• DATASET EXTRACT
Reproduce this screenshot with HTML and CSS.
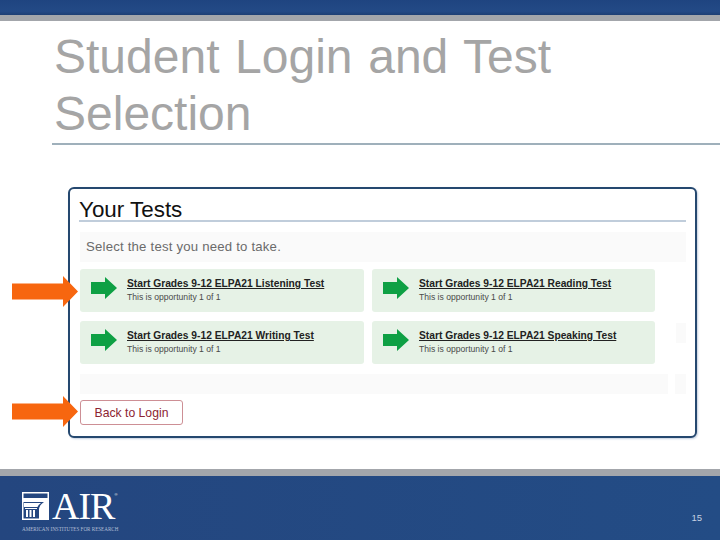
FILE: index.html
```html
<!DOCTYPE html>
<html lang="en">
<head>
<meta charset="utf-8">
<title>Student Login and Test Selection</title>
<link rel="stylesheet" href="styles.css">
</head>
<body>
<div class="slide">
  <div class="top-bar"></div>
  <div class="top-rule"></div>
  <header class="title-block">
    <h1 class="title">Student Login and Test<br>Selection</h1>
  </header>
  <main class="content">
    <svg class="callout callout-tests" viewBox="0 0 66 31" aria-hidden="true"><path d="M0 7.500H51V0L66 15.500 51 31V23.500H0Z"/></svg>
    <svg class="callout callout-back" viewBox="0 0 66 31" aria-hidden="true"><path d="M0 7.500H51V0L66 15.500 51 31V23.500H0Z"/></svg>
    <section class="panel">
      <h2 class="panel-title">Your Tests</h2>
      <p class="prompt">Select the test you need to take.</p>
      <div class="row">
        <div class="test-grid">
          <a class="test-card">
            <svg class="go" viewBox="0 0 26 22" aria-hidden="true"><path d="M0 5H14V0L26 11 14 22V17H0Z"/></svg>
            <span class="test-text"><span class="test-name">Start Grades 9-12 ELPA21 Listening Test</span><span class="test-note">This is opportunity 1 of 1</span></span>
          </a>
          <a class="test-card">
            <svg class="go" viewBox="0 0 26 22" aria-hidden="true"><path d="M0 5H14V0L26 11 14 22V17H0Z"/></svg>
            <span class="test-text"><span class="test-name">Start Grades 9-12 ELPA21 Reading Test</span><span class="test-note">This is opportunity 1 of 1</span></span>
          </a>
          <a class="test-card">
            <svg class="go" viewBox="0 0 26 22" aria-hidden="true"><path d="M0 5H14V0L26 11 14 22V17H0Z"/></svg>
            <span class="test-text"><span class="test-name">Start Grades 9-12 ELPA21 Writing Test</span><span class="test-note">This is opportunity 1 of 1</span></span>
          </a>
          <a class="test-card">
            <svg class="go" viewBox="0 0 26 22" aria-hidden="true"><path d="M0 5H14V0L26 11 14 22V17H0Z"/></svg>
            <span class="test-text"><span class="test-name">Start Grades 9-12 ELPA21 Speaking Test</span><span class="test-note">This is opportunity 1 of 1</span></span>
          </a>
        </div>
        <div class="side-stub side-stub-cards"></div>
      </div>
      <div class="row row-blank">
        <div class="blank-band"></div>
        <div class="side-stub"></div>
      </div>
      <button class="back-button" type="button">Back to Login</button>
    </section>
  </main>
  <div class="bottom-rule"></div>
  <footer class="footer">
    <div class="logo">
      <div class="logo-main">
        <svg class="logo-mark" viewBox="0 0 27 28" aria-hidden="true">
          <path fill="#fff" fill-rule="evenodd" d="M0 0H27V28H0ZM1.500 1.500V6H25.500V1.500ZM1.500 7V26.500H17V18Q17 13 22 10H1.500Z"/>
          <path fill="#fff" d="M2 11H19Q16 13 15.500 15H2ZM3 16H15V17H3ZM4 18H6V25H4ZM7.500 18H9.500V25H7.500ZM11 18H13V25H11Z"/>
        </svg>
        <span class="logo-word">AIR</span>
        <span class="logo-reg">®</span>
      </div>
      <div class="logo-tag">AMERICAN INSTITUTES FOR RESEARCH</div>
    </div>
    <span class="page-number">15</span>
  </footer>
</div>
</body>
</html>
```
FILE: styles.css
```css
* { box-sizing: border-box; }
html, body { margin: 0; padding: 0; background: #fff; }
.slide {
  width: 720px;
  height: 540px;
  display: flex;
  flex-direction: column;
  overflow: hidden;
  font-family: "Liberation Sans", Arial, sans-serif;
}
.top-bar {
  height: 15px;
  background: linear-gradient(180deg, #1f4480 0%, #234a86 75%, #1d3f74 100%);
}
.top-rule { height: 6px; background: #a3a6ab; }
.title-block {
  height: 124px;
  margin-left: 52px;
  padding: 7px 0 0 2px;
  border-bottom: 2px solid #9fb0bb;
}
.title {
  margin: 0;
  font-size: 48px;
  font-weight: 400;
  line-height: 57px;
  word-spacing: 2.300px;
  color: #a5a5a5;
}
.content {
  position: relative;
  height: 324px;
  padding: 42px 0 0 68px;
}
.callout {
  position: absolute;
  left: 12px;
  width: 66px;
  height: 31px;
  z-index: 1;
  fill: #f7660f;
}
.callout-tests { top: 131px; }
.callout-back { top: 251px; }
.panel {
  width: 629px;
  height: 251px;
  padding: 8px 9px 0 9px;
  background: #fff;
  border: 2px solid #25486f;
  border-radius: 6px;
  box-shadow: 1px 1px 2px #c5d0e0;
}
.panel-title {
  margin: 0;
  height: 25px;
  font-size: 22.400px;
  line-height: 26px;
  font-weight: 400;
  color: #111;
  border-bottom: 2px solid #c0cddb;
}
.prompt {
  margin: 10px 0 7px 1px;
  height: 30px;
  padding-left: 6px;
  background: #fafafa;
  font-size: 13.200px;
  line-height: 30px;
  letter-spacing: 0.2px;
  color: #6b6b6b;
}
.row { display: flex; margin-left: 1px; }
.test-grid {
  width: 575px;
  display: grid;
  grid-template-columns: 284px 283px;
  grid-auto-rows: 43px;
  gap: 9px 8px;
}
.test-card {
  display: flex;
  align-items: flex-start;
  gap: 10px;
  padding: 8px 0 0 11px;
  background: #e6f2e6;
  border-radius: 3px;
}
.go { width: 26px; height: 22px; flex: none; fill: #0ea044; }
.test-text { display: flex; flex-direction: column; }
.test-name {
  font-size: 10.250px;
  line-height: 13px;
  font-weight: 700;
  color: #222;
  text-decoration: underline;
  white-space: nowrap;
}
.test-note {
  margin-top: 1px;
  font-size: 8.600px;
  line-height: 12px;
  color: #4a4a4a;
}
.side-stub {
  width: 11px;
  height: 20px;
  margin-left: 7px;
  background: #fafafa;
}
.side-stub-cards { margin: 54px 0 0 21px; }
.row-blank { margin-top: 10px; }
.blank-band { width: 589px; height: 20px; background: #fafafa; }
.back-button {
  display: block;
  width: 103px;
  height: 25px;
  margin: 6px 0 0 1px;
  padding: 0;
  background: #fff;
  border: 1px solid #cd8f95;
  border-radius: 3px;
  font-family: inherit;
  font-size: 12.200px;
  color: #8c2432;
}
.bottom-rule { height: 7px; background: #a3a6ab; }
.footer {
  flex: 1;
  display: flex;
  justify-content: space-between;
  align-items: flex-start;
  padding: 16px 18px 0 22px;
  background: linear-gradient(90deg, #24467f 0%, #234c85 100%);
}
.logo { width: 100px; color: #fff; }
.logo-main { display: flex; align-items: flex-start; height: 29px; }
.logo-mark { width: 27px; height: 28px; flex: none; }
.logo-word {
  margin-left: 3px;
  font-family: "Liberation Serif", serif;
  font-size: 38px;
  line-height: 29px;
  letter-spacing: -1px;
}
.logo-reg { font-size: 4px; line-height: 6px; }
.logo-tag {
  margin-top: 5px;
  font-family: "Liberation Serif", serif;
  font-size: 5.100px;
  line-height: 7px;
  white-space: nowrap;
  color: #b3bfd6;
}
.page-number {
  margin-top: 20px;
  font-size: 9.500px;
  line-height: 12px;
  color: #c4d0e2;
}
```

• WHAT TO DO
Leave out the pictures and transcribe everything else exactly.

• RESULT OF THE TASK
Reproduce this screenshot with HTML and CSS.
FILE: index.html
```html
<!DOCTYPE html>
<html lang="en">
<head>
<meta charset="utf-8">
<title>Student Login and Test Selection</title>
<link rel="stylesheet" href="styles.css">
</head>
<body>
<div class="slide">
  <div class="top-bar"></div>
  <div class="top-rule"></div>
  <header class="title-block">
    <h1 class="title">Student Login and Test<br>Selection</h1>
  </header>
  <main class="content">
    <svg class="callout callout-tests" viewBox="0 0 66 31" aria-hidden="true"><path d="M0 7.500H51V0L66 15.500 51 31V23.500H0Z"/></svg>
    <svg class="callout callout-back" viewBox="0 0 66 31" aria-hidden="true"><path d="M0 7.500H51V0L66 15.500 51 31V23.500H0Z"/></svg>
    <section class="panel">
      <h2 class="panel-title">Your Tests</h2>
      <p class="prompt">Select the test you need to take.</p>
      <div class="row">
        <div class="test-grid">
          <a class="test-card">
            <svg class="go" viewBox="0 0 26 22" aria-hidden="true"><path d="M0 5H14V0L26 11 14 22V17H0Z"/></svg>
            <span class="test-text"><span class="test-name">Start Grades 9-12 ELPA21 Listening Test</span><span class="test-note">This is opportunity 1 of 1</span></span>
          </a>
          <a class="test-card">
            <svg class="go" viewBox="0 0 26 22" aria-hidden="true"><path d="M0 5H14V0L26 11 14 22V17H0Z"/></svg>
            <span class="test-text"><span class="test-name">Start Grades 9-12 ELPA21 Reading Test</span><span class="test-note">This is opportunity 1 of 1</span></span>
          </a>
          <a class="test-card">
            <svg class="go" viewBox="0 0 26 22" aria-hidden="true"><path d="M0 5H14V0L26 11 14 22V17H0Z"/></svg>
            <span class="test-text"><span class="test-name">Start Grades 9-12 ELPA21 Writing Test</span><span class="test-note">This is opportunity 1 of 1</span></span>
          </a>
          <a class="test-card">
            <svg class="go" viewBox="0 0 26 22" aria-hidden="true"><path d="M0 5H14V0L26 11 14 22V17H0Z"/></svg>
            <span class="test-text"><span class="test-name">Start Grades 9-12 ELPA21 Speaking Test</span><span class="test-note">This is opportunity 1 of 1</span></span>
          </a>
        </div>
        <div class="side-stub side-stub-cards"></div>
      </div>
      <div class="row row-blank">
        <div class="blank-band"></div>
        <div class="side-stub"></div>
      </div>
      <button class="back-button" type="button">Back to Login</button>
    </section>
  </main>
  <div class="bottom-rule"></div>
  <footer class="footer">
    <div class="logo">
      <div class="logo-main">
        <svg class="logo-mark" viewBox="0 0 27 28" aria-hidden="true">
          <path fill="#fff" fill-rule="evenodd" d="M0 0H27V28H0ZM1.500 1.500V6H25.500V1.500ZM1.500 7V26.500H17V18Q17 13 22 10H1.500Z"/>
          <path fill="#fff" d="M2 11H19Q16 13 15.500 15H2ZM3 16H15V17H3ZM4 18H6V25H4ZM7.500 18H9.500V25H7.500ZM11 18H13V25H11Z"/>
        </svg>
        <span class="logo-word">AIR</span>
        <span class="logo-reg">®</span>
      </div>
      <div class="logo-tag">AMERICAN INSTITUTES FOR RESEARCH</div>
    </div>
    <span class="page-number">15</span>
  </footer>
</div>
</body>
</html>
```
FILE: styles.css
```css
* { box-sizing: border-box; }
html, body { margin: 0; padding: 0; background: #fff; }
.slide {
  width: 720px;
  height: 540px;
  display: flex;
  flex-direction: column;
  overflow: hidden;
  font-family: "Liberation Sans", Arial, sans-serif;
}
.top-bar {
  height: 15px;
  background: linear-gradient(180deg, #1f4480 0%, #234a86 75%, #1d3f74 100%);
}
.top-rule { height: 6px; background: #a3a6ab; }
.title-block {
  height: 124px;
  margin-left: 52px;
  padding: 7px 0 0 2px;
  border-bottom: 2px solid #9fb0bb;
}
.title {
  margin: 0;
  font-size: 48px;
  font-weight: 400;
  line-height: 57px;
  word-spacing: 2.300px;
  color: #a5a5a5;
}
.content {
  position: relative;
  height: 324px;
  padding: 42px 0 0 68px;
}
.callout {
  position: absolute;
  left: 12px;
  width: 66px;
  height: 31px;
  z-index: 1;
  fill: #f7660f;
}
.callout-tests { top: 131px; }
.callout-back { top: 251px; }
.panel {
  width: 629px;
  height: 251px;
  padding: 8px 9px 0 9px;
  background: #fff;
  border: 2px solid #25486f;
  border-radius: 6px;
  box-shadow: 1px 1px 2px #c5d0e0;
}
.panel-title {
  margin: 0;
  height: 25px;
  font-size: 22.400px;
  line-height: 26px;
  font-weight: 400;
  color: #111;
  border-bottom: 2px solid #c0cddb;
}
.prompt {
  margin: 10px 0 7px 1px;
  height: 30px;
  padding-left: 6px;
  background: #fafafa;
  font-size: 13.200px;
  line-height: 30px;
  letter-spacing: 0.2px;
  color: #6b6b6b;
}
.row { display: flex; margin-left: 1px; }
.test-grid {
  width: 575px;
  display: grid;
  grid-template-columns: 284px 283px;
  grid-auto-rows: 43px;
  gap: 9px 8px;
}
.test-card {
  display: flex;
  align-items: flex-start;
  gap: 10px;
  padding: 8px 0 0 11px;
  background: #e6f2e6;
  border-radius: 3px;
}
.go { width: 26px; height: 22px; flex: none; fill: #0ea044; }
.test-text { display: flex; flex-direction: column; }
.test-name {
  font-size: 10.250px;
  line-height: 13px;
  font-weight: 700;
  color: #222;
  text-decoration: underline;
  white-space: nowrap;
}
.test-note {
  margin-top: 1px;
  font-size: 8.600px;
  line-height: 12px;
  color: #4a4a4a;
}
.side-stub {
  width: 11px;
  height: 20px;
  margin-left: 7px;
  background: #fafafa;
}
.side-stub-cards { margin: 54px 0 0 21px; }
.row-blank { margin-top: 10px; }
.blank-band { width: 589px; height: 20px; background: #fafafa; }
.back-button {
  display: block;
  width: 103px;
  height: 25px;
  margin: 6px 0 0 1px;
  padding: 0;
  background: #fff;
  border: 1px solid #cd8f95;
  border-radius: 3px;
  font-family: inherit;
  font-size: 12.200px;
  color: #8c2432;
}
.bottom-rule { height: 7px; background: #a3a6ab; }
.footer {
  flex: 1;
  display: flex;
  justify-content: space-between;
  align-items: flex-start;
  padding: 16px 18px 0 22px;
  background: linear-gradient(90deg, #24467f 0%, #234c85 100%);
}
.logo { width: 100px; color: #fff; }
.logo-main { display: flex; align-items: flex-start; height: 29px; }
.logo-mark { width: 27px; height: 28px; flex: none; }
.logo-word {
  margin-left: 3px;
  font-family: "Liberation Serif", serif;
  font-size: 38px;
  line-height: 29px;
  letter-spacing: -1px;
}
.logo-reg { font-size: 4px; line-height: 6px; }
.logo-tag {
  margin-top: 5px;
  font-family: "Liberation Serif", serif;
  font-size: 5.100px;
  line-height: 7px;
  white-space: nowrap;
  color: #b3bfd6;
}
.page-number {
  margin-top: 20px;
  font-size: 9.500px;
  line-height: 12px;
  color: #c4d0e2;
}
```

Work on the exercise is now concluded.